Three days later, I caught up with the two at a restaurant in Erwin.  They were staying at Johnny’s hostel near where the Trail emerged from the mountains by the Nolichucky River.  At Johnny’s, hikers could shower, sleep in a real bed, obtain food, supplies, and transportation into town.  Everybody on the AT in Tennessee knew about Erwin and Johnny’s by reading the logbooks.  Word traveled fast on the ridgeline telegraph.  Hikers were good listeners in restaurants, since their mouths were used to eat rather than to talk.  I was no exception.  Sitting down at a table across from Silvermoon, I rapidly spooned a quart of chocolate ice cream into my fat-starved frame, seldom looking up during the process.  It was really good.  Every long distance hiker did this sooner or later, mostly sooner.

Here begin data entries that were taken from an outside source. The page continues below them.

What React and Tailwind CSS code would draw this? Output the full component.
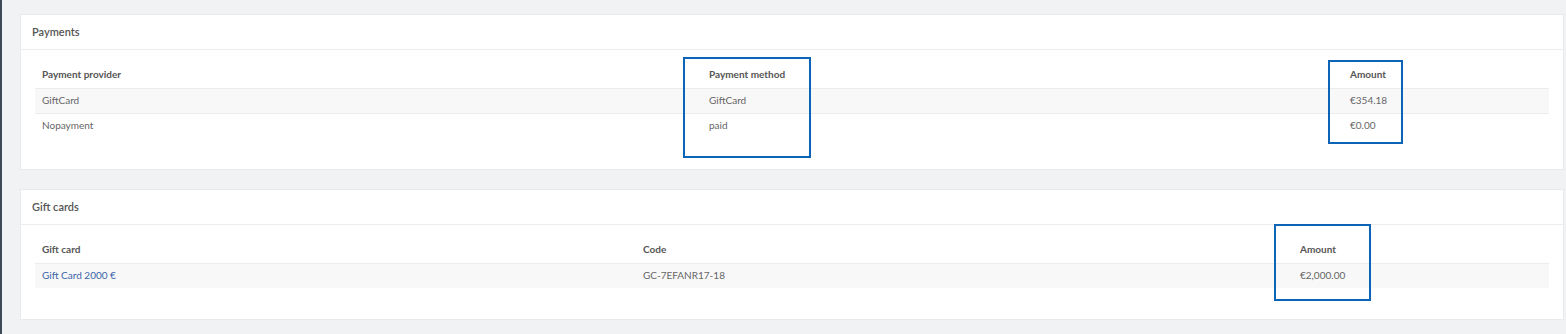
import React from 'react';

const payments = [
  { provider: 'GiftCard', method: 'GiftCard', amount: '€354.18' },
  { provider: 'Nopayment', method: 'paid', amount: '€0.00' },
];

const giftCards = [{ name: 'Gift Card 2000 €', code: 'GC-7EFANR17-18', amount: '€2,000.00' }];

function Card({ title, children }) {
  return (
    <div className="bg-white border border-[#e9eaec]">
      <div className="h-[35px] flex items-center px-[11px] border-b border-[#ececee] text-[11px] font-semibold text-[#555]">
        {title}
      </div>
      <div className="px-[14px] pt-[12px] pb-[31px]">{children}</div>
    </div>
  );
}

function App() {
  return (
    <div
      className="relative w-[1566px] h-[334px] bg-[#f1f2f4] border-l-2 border-[#3d4a58] overflow-hidden"
      style={{ fontFamily: 'Lato, "Open Sans", sans-serif' }}
    >
      <div className="pt-[14px] pl-[18px] pr-[2px] flex flex-col gap-[19px]">
        <Card title="Payments">
          <table className="w-full text-[10px] border-collapse">
            <thead>
              <tr className="text-[#555] font-bold text-left">
                <th className="h-[26px] pl-[7px] w-[674px]">Payment provider</th>
                <th className="h-[26px] w-[641px]">Payment method</th>
                <th className="h-[26px]">Amount</th>
              </tr>
            </thead>
            <tbody className="text-[#666]">
              {payments.map((p, i) => (
                <tr key={i} className={i === 0 ? 'bg-[#f8f8f9] border-t border-b border-[#ececee]' : ''}>
                  <td className="h-[25px] pl-[7px]">{p.provider}</td>
                  <td className="h-[25px]">{p.method}</td>
                  <td className="h-[25px]">{p.amount}</td>
                </tr>
              ))}
            </tbody>
          </table>
        </Card>
        <Card title="Gift cards">
          <table className="w-full text-[10px] border-collapse">
            <thead>
              <tr className="text-[#555] font-bold text-left">
                <th className="h-[26px] pl-[7px] w-[608px]">Gift card</th>
                <th className="h-[26px] w-[657px]">Code</th>
                <th className="h-[26px]">Amount</th>
              </tr>
            </thead>
            <tbody className="text-[#666]">
              {giftCards.map((g, i) => (
                <tr key={i} className="bg-[#f8f8f9] border-t border-[#ececee]">
                  <td className="h-[25px] pl-[7px] text-[#3a64a8]">{g.name}</td>
                  <td className="h-[25px]">{g.code}</td>
                  <td className="h-[25px]">{g.amount}</td>
                </tr>
              ))}
            </tbody>
          </table>
        </Card>
      </div>

      {/* annotation boxes */}
      <div className="absolute left-[681px] top-[57px] w-[128px] h-[101px] border-2 border-[#0b64b6]" />
      <div className="absolute left-[1326px] top-[60px] w-[75px] h-[84px] border-2 border-[#0b64b6]" />
      <div className="absolute left-[1272px] top-[224px] w-[97px] h-[77px] border-2 border-[#0b64b6]" />
    </div>
  );
}

export default App;
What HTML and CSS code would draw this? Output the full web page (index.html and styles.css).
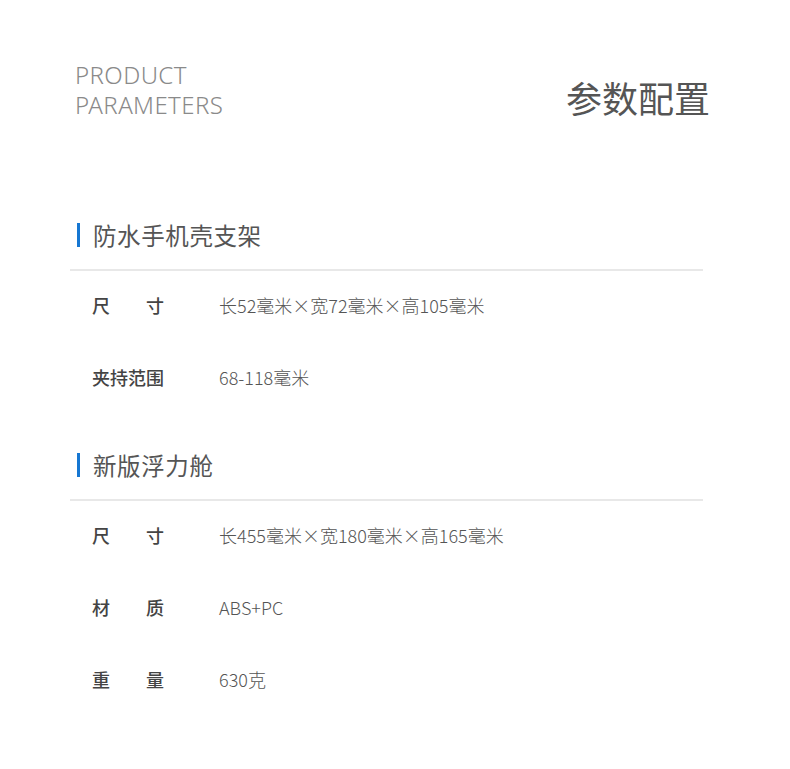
FILE: index.html
```html
<!DOCTYPE html>
<html lang="zh">
<head>
<meta charset="utf-8">
<link rel="stylesheet" href="styles.css">
</head>
<body>
<div class="page">
  <header class="hero">
    <div class="en">PRODUCT<br>PARAMETERS</div>
    <h1 class="cn">参数配置</h1>
  </header>

  <section class="block first">
    <h2 class="title"><span class="bar"></span>防水手机壳支架</h2>
    <div class="rule"></div>
    <div class="row"><span class="label">尺　　寸</span><span class="value">长52毫米×宽72毫米×高105毫米</span></div>
    <div class="row"><span class="label">夹持范围</span><span class="value">68-118毫米</span></div>
  </section>

  <section class="block">
    <h2 class="title"><span class="bar"></span>新版浮力舱</h2>
    <div class="rule"></div>
    <div class="row"><span class="label">尺　　寸</span><span class="value">长455毫米×宽180毫米×高165毫米</span></div>
    <div class="row"><span class="label">材　　质</span><span class="value">ABS+PC</span></div>
    <div class="row"><span class="label">重　　量</span><span class="value">630克</span></div>
  </section>
</div>
</body>
</html>
```

FILE: styles.css
```css
html, body {
  margin: 0;
  padding: 0;
  background: #ffffff;
}
body {
  font-family: "Noto Sans CJK SC", "Noto Sans", sans-serif;
  color: #555;
}
.page {
  width: 790px;
  height: 769px;
  box-sizing: border-box;
  padding: 0 70px 0 70px;
  overflow: hidden;
}
.hero {
  display: flex;
  justify-content: space-between;
  align-items: flex-start;
  padding: 60px 10px 0 5px;
  height: 160px;
  box-sizing: border-box;
}
.en {
  font-family: "Noto Sans", "Liberation Sans", sans-serif;
  font-weight: 300;
  font-size: 24px;
  line-height: 30px;
  color: #8a8a8a;
  letter-spacing: 0.4px;
}
.cn {
  margin: 12px 0 0 0;
  font-weight: 400;
  font-size: 36px;
  line-height: 50px;
  color: #555;
  letter-spacing: 0;
}
.block.first {
  margin-top: 58px;
}
.block {
  margin-top: 35px;
}
.title {
  display: flex;
  align-items: center;
  margin: 0 0 0 7px;
  font-weight: 400;
  font-size: 23.5px;
  line-height: 34px;
  color: #555;
  letter-spacing: 0.6px;
}
.bar {
  width: 3px;
  height: 24px;
  background: #1677d2;
  margin-right: 13px;
}
.rule {
  height: 2px;
  background: #e8e8e8;
  margin-top: 17px;
  margin-right: 17px;
  margin-bottom: -2px;
}
.row {
  display: flex;
  align-items: center;
  height: 72px;
  padding-left: 22px;
}
.label {
  width: 127px;
  font-weight: 500;
  font-size: 18px;
  color: #444;
}
.value {
  font-weight: 300;
  font-size: 18px;
  color: #555;
}
```
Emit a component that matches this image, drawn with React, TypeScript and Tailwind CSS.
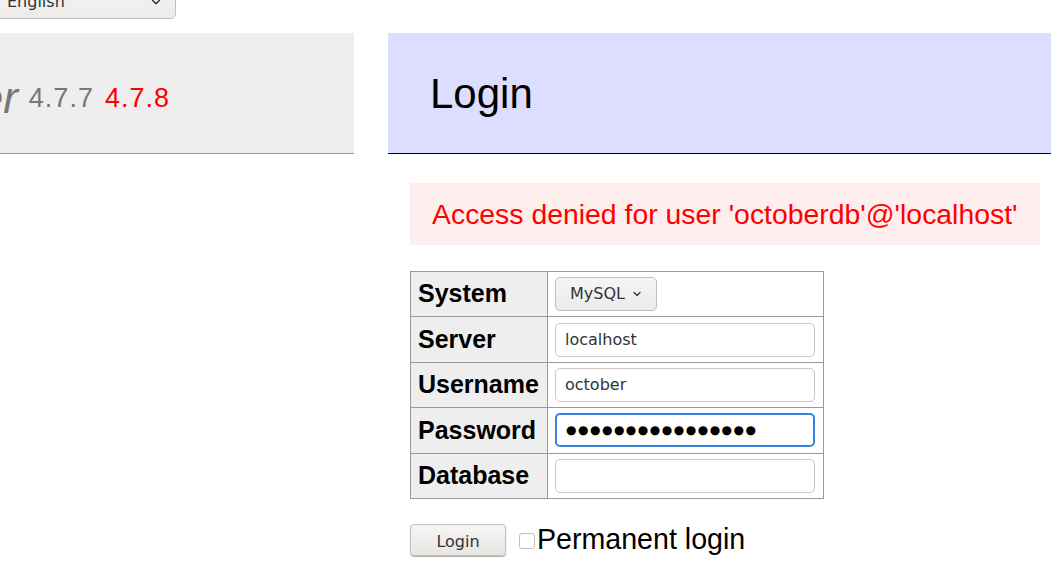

Silvermoon was still excited about their night hike.  While speaking, she kept rubbing her long, brown hair, enjoying that it was clean for the first time in about 100 miles.  “After we left you,” she said, looking at my rapidly diminishing pile of ice cream with some envy, “we descended into Low Gap and climbed in pitch darkness up to Big Bald.”  The AT in the South has numerous descents into gaps and climbs to balds, grassy mountaintops.  On a clear day, the views were spectacular from a bald.  On a rainy one, the experience and view were comparable to being inside a car wash.

“Once we were on Big Bald, it was just us and fireflies everywhere, with lots of stars and a bright Moon.  We didn’t need our headlamps, so we turned them off.  It was even better then.”  I actually stopped eating, visualizing the scene, having been there hours after they were.

“The miles just slipped by, with little flashes of light everywhere we looked.  We finally slept up there in the open, with twinkling lights above, below, and around us.  It was magical.”  Silvermoon smiled, then delivered the coup de grace:  “And so much nicer than that dark hole where you were.”